Although the global take up of IM in the workplace is estimated at around 135 million users currently, AOL predicts that this will increase to 477 million by 2009. I remain unconvinced that the administrative and security nightmare that is corporate IM will see that kind of growth, especially in view of competing technologies: not least the new wave of converged solutions such as IM/VoIP hybrids. Sure, the availability of dedicated corporate IM software, and IM security hardware, will help but is AOL the right route to drive this acceptance?
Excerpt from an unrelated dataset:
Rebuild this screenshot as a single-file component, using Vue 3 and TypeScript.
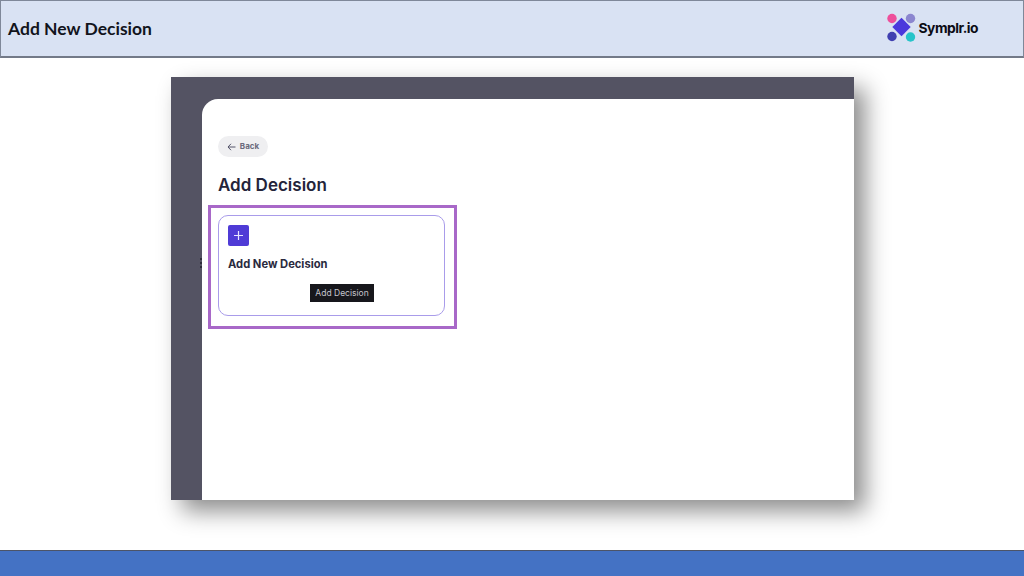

I’m less skeptical, it has to be said, when it comes to the latest Open AIM initiative also announced this week. An updated SDK can be downloaded now which helps to morph AIM into a more open and dynamic platform. While Open AIM itself isn’t new, it was first announced in March and AOL claims 45000 developers working with the SDK, added support for Linux, Windows Mobile, Mac OSX and Java platform development and functionality including AIM Bots, PC to PC voice calling and location based services is worthy of note. The ability to use an AIM Bot to send podcasts to a blog, with a single click, is neat and so is the addition of APIs to help build location service functionality into clients and web sites (the latter promised within weeks). PC to PC voice based upon the open source sipXtapi SIP stack and the fact that it’s free for commercial applications with only limited restriction, is also to be applauded. I’m a little disappointed that the restrictions include licensing for mobile device and wireless deployment and custom client usage limited to just 250,000 client invocations (2 million per month), but it’s only a small niggle in the overall scheme of things.